For historical reasons, however, integer types smaller than int are "promoted" to int when passed in a variable argument list.
You appear to be using Windows. On Windows, int and long are the same size, even when pointers are 64 bits wide (this is a willful violation of C89 on Microsoft's part - they actually forced the standard to be changed in C99 to make it "okay").
The upshot of all this is: The compiler is not allowed to convert your int to a long long just because you used %lld in the argument list. (It is allowed to warn you that you forgot the cast, because warnings are outside standard behavior.) With %lld, therefore, your program doesn't work. But if you use any other size specifier, printf winds up looking for an argument the same size as int and it works.

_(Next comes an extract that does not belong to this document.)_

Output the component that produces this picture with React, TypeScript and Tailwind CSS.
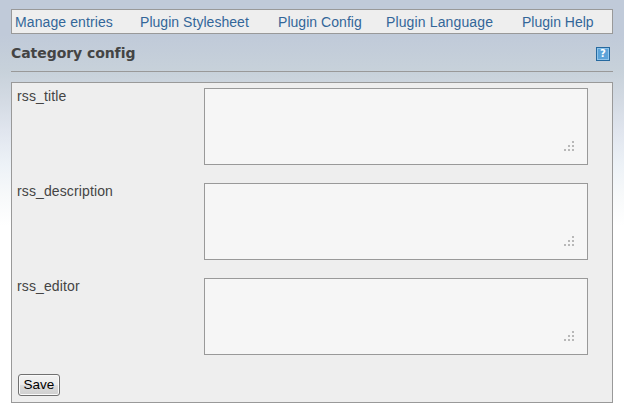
const links = [
  ["Manage entries", "ml-[3px] w-[98px] tracking-[0.1px]"],
  ["Plugin Stylesheet", "ml-[27px] w-[109px] tracking-[0.04px]"],
  ["Plugin Config", "ml-[29px] w-[84px] tracking-[0.04px]"],
  ["Plugin Language", "ml-[24px] w-[107px] tracking-[0.13px]"],
  ["Plugin Help", "ml-[29px] w-[72px]"],
];

function Field({ name }: { name: string }) {
  return (
    <div className="flex h-[95px] items-start">
      <label className="w-[187px] text-[14px] leading-[16px] tracking-[0.12px] text-[#444]">{name}</label>
      <div className="flex h-[77px] w-[384px] items-end justify-end border border-[#999] bg-[#f6f6f6] pr-[12px] pb-[12px]">
        <svg width="12" height="11" fill="#b8b8b8" shapeRendering="crispEdges">
          <path d="M9 0h2v2h-2zM5 4h2v2h-2zM9 4h2v2h-2zM1 8h2v2h-2zM5 8h2v2h-2zM9 8h2v2h-2z" />
        </svg>
      </div>
    </div>
  );
}

export default function App() {
  return (
    <div className="h-[418px] w-[624px] bg-[linear-gradient(to_bottom,#c0cad9_0px,#c0cad9_35px,#c7d1da_70px,#d3dae3_100px,#e0e5ee_130px,#edf2f7_165px,#f7f9fa_195px,#ffffff_226px)] px-[11px] pt-[9px] font-['Liberation_Sans',Arial,sans-serif]">
      <nav className="flex h-[25px] w-[602px] items-center border border-[#999] bg-[#eee] pt-[2px] text-[14px] text-[#369]">
        {links.map(([label, place]) => (
          <a key={label} className={`${place} whitespace-nowrap`}>{label}</a>
        ))}
      </nav>
      <header className="flex h-[38px] w-[602px] items-center justify-between border-b border-[#999] pt-[3px] pr-[3px]">
        <h1 className="pb-[2px] font-['DejaVu_Sans',Verdana,sans-serif] text-[14px] font-bold tracking-[-0.06px] text-[#444]">Category config</h1>
        <span className="flex h-[14px] w-[14px] items-center justify-center border border-[#26699f] bg-[#5ba3d9] font-['DejaVu_Sans',sans-serif] text-[10px] leading-none font-bold text-white ring-1 ring-[#8fc4ea] ring-inset">?</span>
      </header>
      <main className="mt-[10px] h-[321px] w-[602px] border border-[#999] bg-[#eee] pt-[5px] pl-[5px]">
        <Field name="rss_title" />
        <Field name="rss_description" />
        <Field name="rss_editor" />
        <button className="mt-px ml-px flex h-[22px] w-[42px] items-center justify-center rounded-[3px] border border-[#707070] bg-[linear-gradient(to_bottom,#f2f2f2_0%,#ebebeb_50%,#dddddd_50%,#cfcfcf_100%)] pt-px text-[13.5px] text-black ring-1 ring-[#fafafa] ring-inset">Save</button>
      </main>
    </div>
  );
}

When dealing with a variadic function, the caller and callee need some way of agreeing the types of the variable arguments. In the case of printf, this is done via the format string. GCC is clever enough to read the format string itself and work out whether printf will interpret the arguments in the same way as they have been actually provided.
You can get away with slightly different types of arguments in some cases. For example, if you pass a short then it gets implicitly converted to an int. And when sizeof(int) == sizeof(long int) then there is also no distinction. But sizeof(int) != sizeof(long long int) so the parameter fails to match the format string in that case.
This is due to the way varargs work in C. Unlike a normal function, printf() can take any number of arguments. It is up to the programmer to tell printf() what to expect by providing a correct format string.
Internally, printf() uses the format specifiers to access the raw memory that corresponds to the input arguments. If you specify %lld, it will try to access a 64-bit chunk of memory (on Windows) and interpret what it finds as a long long int. However, you've only provided a 32-bit argument, so the result would be undefined (it will combine your 32-bit int with whatever random garbage happens to appear next on the stack).